Listed firm Unga Group has narrowed its loss for the year that ended June 2024 to Sh669.5 million from Sh959.3 million previously on lower costs.
The firm has attributed the lower costs to enhanced efficiencies in its operations and a one-off gain in the exchange rate as Kenya shilling strengthened in the first six months of this year to trim its finance costs.
“Despite facing difficulties with the quality of maize due to heavy rains impacting the harvest season at the end of the first half of the financial year, we achieved a 37 per cent decrease in operating loss compared to the previous year. This was made possible by our increased commercial activities, operational efficiencies, and a stronger Kenya shilling in the latter half of the financial year,” the company said in a trading update yesterday.
Unga’s finance costs fell to Sh559.4 million from Sh784.3 million last year underlining the lower loss for the period. The manufacturer’s revenues, however, fell slightly to Sh23.7 billion from Sh24 billion previously as the company cut its product prices to incentivise customer sales.

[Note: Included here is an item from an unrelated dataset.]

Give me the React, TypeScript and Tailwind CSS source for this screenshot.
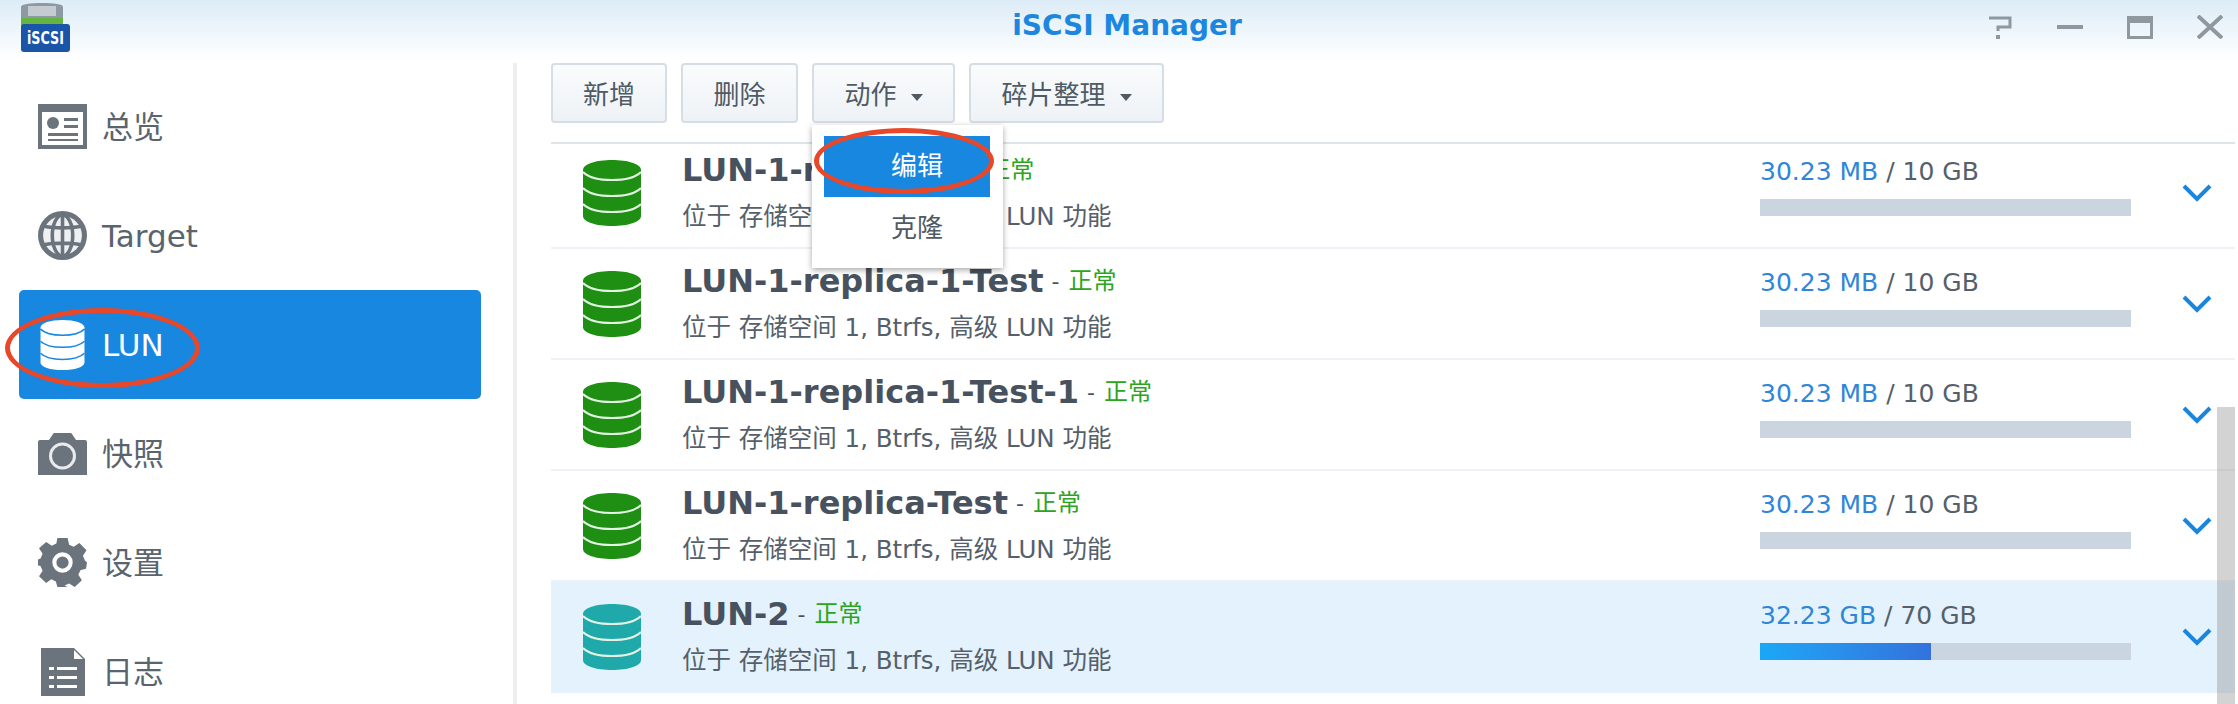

The manufacturer has forecast a challenging operating environment in its new financial year, attributed to the disruption of global supply chains from evolving geopolitical tensions.
The firm is however betting on a stable supply of raw materials and a stable Kenya Shilling to find resilience amid economic headwinds. Unga sees global economic volatility including interest rates and currency risks as potential downsides to growth.